Single by Four Tops

from the album Four Tops
- B-side: "Where Did You Go"
- Released: 5 January 1965
- Recorded: Hitsville U.S.A. (Studio A); 1964
- Genre: Soul, pop
- Length: 2:27
- Label: Motown
- Songwriters: Ivy Jo Hunter, William "Mickey" Stevenson
- Producers: Eddie Holland, Lamont Dozier

Four Tops singles chronology
| "Without the One You Love (Life's Not Worth While)" (1964) | "Ask the Lonely" (1965) | "I Can't Help Myself (Sugar Pie Honey Bunch)" (1965) |

= Ask the Lonely (Four Tops song) =

"Ask the Lonely" is a soul/pop ballad recorded by Motown singing group the Four Tops. Released as the group's third single, the single became the group's second successful single since signing with Motown in 1963. Released in 1965, the song rose to no. 24 on the pop chart and no. 9 on the R&B one. It is notable for being co-written by longtime Motown staffer Mickey Stevenson, as most of the group's hits on Motown were written and produced by Holland-Dozier-Holland. Levi Stubbs sang the lead, with The Andantes joining the other Tops (Renaldo "Obie" Benson, Lawrence Payton and Abdul "Duke" Fakir) on the background vocals. The music was performed by The Funk Brothers and the Detroit Symphony Orchestra provided the instrumentation.

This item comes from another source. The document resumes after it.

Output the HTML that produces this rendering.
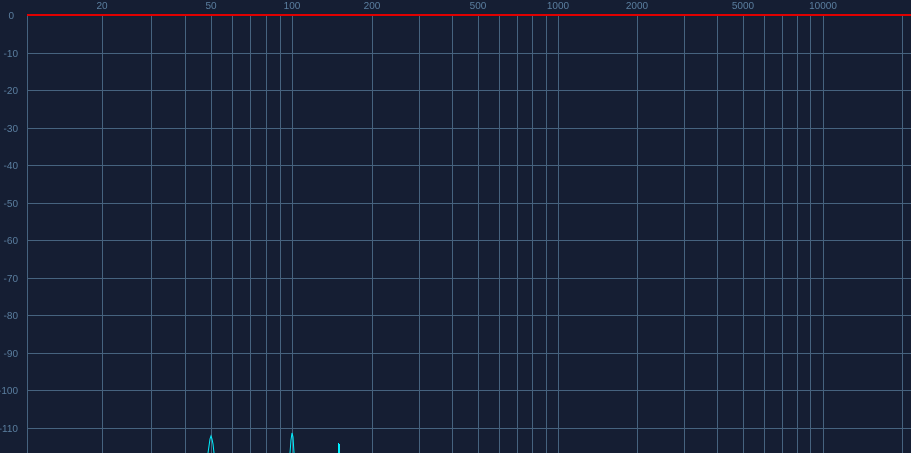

Billboard described the song as a "strong ballad follow-up to [the Four Tops' previous single] 'Without the One You Love.'" Cash Box described the single as a "throbbing cha cha beat heartbreaker...that the [Four Tops] serve up with loads of feeling." Record World said that "the Tops should get a listen or two with this heavily produced rouser."